Wednesday, December 7, 2016
The Nutcracker and The Flat Tire
This past Sunday was the second annual girl cousin outing to the Boston Ballet's presentation of The Nutcracker. Sparkly coordinating outfits and logistics were all set up and ready to go. The kids were excited for an adventure in the city. I, however, never, ever expected one of the tires on the van, a new tire, to go flat as I was cruising down the highway. Yeah, that's a problem.
Before we get to that, let's talk about the good stuff.
How adorably awesome are these outfits? I love, love, love the touch of ballet. Those skirts leave a trail of glitter and our home is covered in it. We went out to eat dinner later that night and Emily was still wearing her skirt. I brought her to the bathroom in the restaurant and as we were washing our hands, a little girl, who went into the stall after Emily, exclaimed, "Oh, look! Sparkles!"
I brought my camera with me because you are allowed to take photos inside the Opera House, no photos of the performance though. I'm kind of bummed that I didn't have a wider lens in my bag because the 50mm was just too tight. Plus, the lobby was always packed and I didn't have time to wander around and take photos. I sort of had to walk and snap with one hand. The Opera House is simply amazing inside - a must see if you live in the Boston area.
Soooo the tire. The second week in November I ran over a bolt. I believe it happened right after I left the school parking lot one morning but it didn't flatten the tire and a few days went by before we were able to figure what had actually happened. The van needed/(needs) new tires so it wasn't that big of a deal except that when we discovered the bolt, we wanted to take care of that tire asap. We brought the van to a nearby chain tire store and replaced that tire and another one that had a bubble on it.
The roads around here are full of potholes and I've hit little ones and some big ones for twenty+ years now and never, ever had a tire blow out because of it. I've also hit my fair share of curbs (blaming my depth perception issues on that) over the years and again, never had an issue. I drove around with these new tires for three weeks and hadn't hit anything. No potholes, no curbs. Three weeks.

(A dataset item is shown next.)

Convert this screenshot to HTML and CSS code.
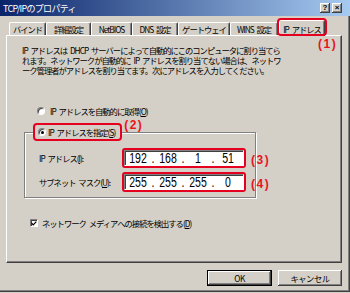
FILE: index.html
```html
<!DOCTYPE html>
<html lang="ja">
<head>
<meta charset="utf-8">
<title>TCP/IPのプロパティ</title>
<link rel="stylesheet" href="styles.css">
</head>
<body>
<div class="window">
  <div class="titlebar">
    <span class="title">TCP/IPのプロパティ</span>
    <div class="caption-btns">
      <span class="cbtn">?</span>
      <span class="cbtn">×</span>
    </div>
  </div>
  <div class="tabs">
    <div class="tab t1">バインド</div>
    <div class="tab t2">詳細設定</div>
    <div class="tab t3">NetBIOS</div>
    <div class="tab t4">DNS 設定</div>
    <div class="tab t5">ゲートウェイ</div>
    <div class="tab t6">WINS 設定</div>
    <div class="tab active">IP アドレス</div>
  </div>
  <div class="panel">
    <span class="note note1">(1)</span>
    <p class="desc"><span class="line">IP アドレスは DHCP サーバーによって自動的にこのコンピュータに割り当てら</span><span class="line">れます。ネットワークが自動的に IP アドレスを割り当てない場合は、ネットワ</span><span class="line">ーク管理者がアドレスを割り当てます。次にアドレスを入力してください。</span></p>
    <div class="radio-row"><span class="radio"></span><span>IP アドレスを自動的に取得(<u>O</u>)</span></div>
    <fieldset class="group">
      <legend class="legend"><span class="legend-inner"><span class="radio on"></span><span>IP アドレスを指定(<u>S</u>)</span></span><span class="note note2">(2)</span></legend>
      <div class="field-row">
        <span class="field-label">IP アドレス(<u>I</u>):</span>
        <div class="ipwrap">
          <div class="ipbox"><span class="oct">192</span><span class="dot">.</span><span class="oct">168</span><span class="dot">.</span><span class="oct">1</span><span class="dot">.</span><span class="oct">51</span></div>
          <span class="note note-side">(3)</span>
        </div>
      </div>
      <div class="field-row second">
        <span class="field-label">サブネット マスク(<u>U</u>):</span>
        <div class="ipwrap">
          <div class="ipbox"><span class="oct">255</span><span class="dot">.</span><span class="oct">255</span><span class="dot">.</span><span class="oct">255</span><span class="dot">.</span><span class="oct">0</span></div>
          <span class="note note-side">(4)</span>
        </div>
      </div>
    </fieldset>
    <div class="check-row"><span class="checkbox"><svg width="7" height="7" viewBox="0 0 7 7"><polyline points="0.8,3.2 2.6,5.2 6.2,1.2" fill="none" stroke="#000" stroke-width="1.4"/></svg></span><span>ネットワーク メディアへの接続を検出する(<u>D</u>)</span></div>
  </div>
  <div class="buttons">
    <button class="btn default">OK</button>
    <button class="btn">キャンセル</button>
  </div>
</div>
</body>
</html>
```

FILE: styles.css
```css
* { box-sizing: border-box; }
html, body { margin: 0; padding: 0; background: #d4d0c8; }
body {
  width: 350px;
  height: 293px;
  overflow: hidden;
  font-family: "Noto Sans CJK JP", sans-serif;
  font-size: 8.3px;
  letter-spacing: -1px;
  word-spacing: 2px;
  color: #000;
}
u { text-decoration: underline; text-underline-offset: 1px; }

.window {
  width: 350px;
  height: 292px;
  background: #d4d0c8;
  box-shadow: inset -1px -1px 0 #404040, inset -2px -2px 0 #808080;
  display: flex;
  flex-direction: column;
}

.titlebar {
  height: 16px;
  flex: none;
  background: linear-gradient(to right, #0a246a, #a6caf0);
  display: flex;
  align-items: center;
  justify-content: space-between;
  padding: 0 8px 0 3px;
}
.title { color: #fff; font-size: 9px; letter-spacing: -0.7px; }
.caption-btns { display: flex; gap: 2px; }
.cbtn {
  width: 10px;
  height: 10px;
  background: #d4d0c8;
  box-shadow: inset -1px -1px 0 #404040, inset 1px 1px 0 #fff, inset -2px -2px 0 #808080;
  font: bold 8px "Liberation Sans", sans-serif;
  letter-spacing: 0;
  display: flex;
  align-items: center;
  justify-content: center;
  line-height: 1;
}

.tabs {
  height: 19px;
  flex: none;
  display: flex;
  align-items: flex-end;
  padding-left: 9px;
}
.tab {
  height: 13px;
  border: 1px solid;
  border-color: #fff #404040 transparent #fff;
  border-bottom: none;
  border-radius: 2px 2px 0 0;
  box-shadow: inset -1px 0 0 #808080;
  display: flex;
  align-items: center;
  justify-content: center;
  white-space: nowrap;
}
.t1 { width: 37px; }
.t2 { width: 45px; }
.t3 { width: 41px; }
.t4 { width: 46px; }
.t5 { width: 52px; }
.t6 { width: 48px; }
.tab.active {
  width: 46px;
  height: 16px;
  margin-bottom: -1px;
  margin-left: 1px;
  background: #d4d0c8;
  position: relative;
  z-index: 1;
}
.tab.active::after {
  content: "";
  position: absolute;
  top: -3px;
  left: -3px;
  right: -3px;
  bottom: 0;
  border: 2px solid #e60020;
  border-radius: 4px;
}

.panel {
  flex: none;
  margin: 0 8px 0 6px;
  height: 228px;
  border: 1px solid;
  border-color: #fff #404040 #404040 #fff;
  box-shadow: inset -1px -1px 0 #808080;
  position: relative;
  padding-top: 9px;
}

.note {
  position: absolute;
  color: #e8141c;
  font: bold 12px "Liberation Sans", sans-serif;
  letter-spacing: 1.5px;
  word-spacing: 0;
  line-height: 12px;
  white-space: nowrap;
}
.note1 { left: 311px; top: 2px; }
.note2 { left: calc(100% + 4px); top: -6px; }
.note-side { left: calc(100% + 7px); top: 2px; line-height: 16px; }

.desc {
  margin: 0 0 0 15px;
  white-space: nowrap;
}
.desc .line {
  display: block;
  height: 10px;
  line-height: 10px;
}

.radio-row {
  margin: 31px 0 0 30px;
  height: 10px;
  display: flex;
  align-items: center;
  gap: 5px;
  white-space: nowrap;
}
.radio {
  flex: none;
  width: 8px;
  height: 8px;
  border-radius: 50%;
  background: #fff;
  border: 1px solid;
  border-color: #808080 #fff #fff #808080;
  box-shadow: inset 1px 1px 0 #404040;
  position: relative;
}
.radio.on::after {
  content: "";
  position: absolute;
  left: 1.5px;
  top: 1.5px;
  width: 3px;
  height: 3px;
  border-radius: 50%;
  background: #000;
}

.group {
  margin: 7px 0 0 17px;
  width: 232px;
  height: 75px;
  min-width: 0;
  padding: 0;
  border: 1px solid #808080;
  box-shadow: 1px 1px 0 #fff, inset 1px 1px 0 #fff;
}
.legend {
  margin-left: 8px;
  padding: 0 5px 0 3px;
  height: 18px;
  border: 2px solid #e60020;
  border-radius: 4px;
  background: #d4d0c8;
  position: relative;
}
.legend-inner {
  display: flex;
  align-items: center;
  gap: 2px;
  height: 14px;
  white-space: nowrap;
}

.field-row {
  margin: 7px 0 0 14px;
  display: flex;
  align-items: center;
  height: 20px;
}
.field-row.second { margin-top: 4px; }
.field-label { width: 83px; white-space: nowrap; }
.ipwrap {
  position: relative;
  border: 2px solid #e60020;
  border-radius: 3px;
}
.ipbox {
  width: 120px;
  height: 16px;
  background: #fff;
  border: 1px solid;
  border-color: #808080 #fff #fff #808080;
  box-shadow: inset 1px 1px 0 #404040;
  display: flex;
  align-items: center;
  padding-left: 1px;
  font: 14px "Liberation Sans", sans-serif;
  letter-spacing: 0;
  word-spacing: 0;
  line-height: 14px;
}
.oct { width: 24px; text-align: center; transform: scaleX(0.75); }
.dot { width: 6px; text-align: center; transform: scaleX(0.75); }

.check-row {
  margin: 20px 0 0 23px;
  height: 10px;
  display: flex;
  align-items: center;
  gap: 4px;
  white-space: nowrap;
}
.checkbox {
  flex: none;
  width: 8px;
  height: 8px;
  background: #fff;
  border: 1px solid;
  border-color: #808080 #fff #fff #808080;
  box-shadow: inset 1px 1px 0 #404040;
  display: flex;
  align-items: center;
  justify-content: center;
}
.checkbox svg { display: block; }

.buttons {
  margin-top: 7px;
  display: flex;
  justify-content: flex-end;
  gap: 6px;
  padding-right: 8px;
}
.btn {
  font: inherit;
  letter-spacing: -0.5px;
  height: 16px;
  width: 64px;
  padding: 0;
  border: none;
  background: #d4d0c8;
  color: #000;
  box-shadow: inset -1px -1px 0 #404040, inset 1px 1px 0 #fff, inset -2px -2px 0 #808080;
}
.btn.default {
  width: 65px;
  box-shadow: inset 0 0 0 1px #000, inset -2px -2px 0 #404040, inset 2px 2px 0 #fff, inset -3px -3px 0 #808080;
}
```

Our plan for The Nutcracker was for Grammy to drive to our house so she could drive into Boston with me and the girls. Along the way, we would pick up my brother's girls while my sister-in-law was meeting us in Boston with her two girls. So I'm driving down the highway telling Grammy about the new tires. The highway was about to split and I needed to stay to the right so I moved into the far right lane as no one was over there. Right after I changed lanes, I heard a loud PFFFFTTTT sound. At first I thought I was driving on the rumble strip because there's a section along another highway I frequent where the rumble strip is a bit messed up and extends over into the driving lane. Nope, wasn't the rumble strip. Then the tire pressure gauge lit up. Because I was in the right lane, moving over to the breakdown lane was no problem and I actually drove up a tiny bit more as there was a gravel area off of the highway.
One of my new tires was flat.
The girls were slightly freaking out for a variety of reasons but mainly because they were afraid and they thought that we were going to miss the ballet and honestly, I was a bit concerned. I was able to get Rich on the phone and he jumped into his car and headed out to find us. We were about 20 minutes from home. If I hadn't caught him before he went outside to do yard work, we most likely would have missed some of the performance. We switched cars with him and he waited with the van for AAA. My brother drove into Boston to drop off my nieces because I could no longer fit two more people in Rich's car. We made it into our seats with 10 minutes to spare.
I couldn't understand how that tire had gone flat and assumed that there must have been a bolt or something small in the road that I hadn't seen. What are the odds of that happening again? Rich had quite the experience with AAA - which Allie kept referring to as AARP (ha ha). The guy was brand new and broke a lug nut and under AAA policy, he couldn't place the spare tire on the car with a broken lug nut. Rich was told that he (Rich) could either do it himself or they would call for a tow truck. Rich went with the second option because he didn't want to be driving on the highway with a sketchy tire. He ended up back at the chain tire store where he was told that tire went flat because of a gash in the sidewall. "Your wife must have hit a pothole or a curb." Think again, buddy.
I spent the night researching these tires and I'm not the only one who's had a flat and been told it's due to hitting a pothole or curb. I paid a visit to the store and told them that I don't feel safe driving my car with their tires on it because I hadn't hit anything and that I will be returning their tires and expect a refund. I received no argument.
If you're going to get a flat tire on the highway, what happened to us is the best you could wish for. It's still a bit frightening to think of what could have happened though.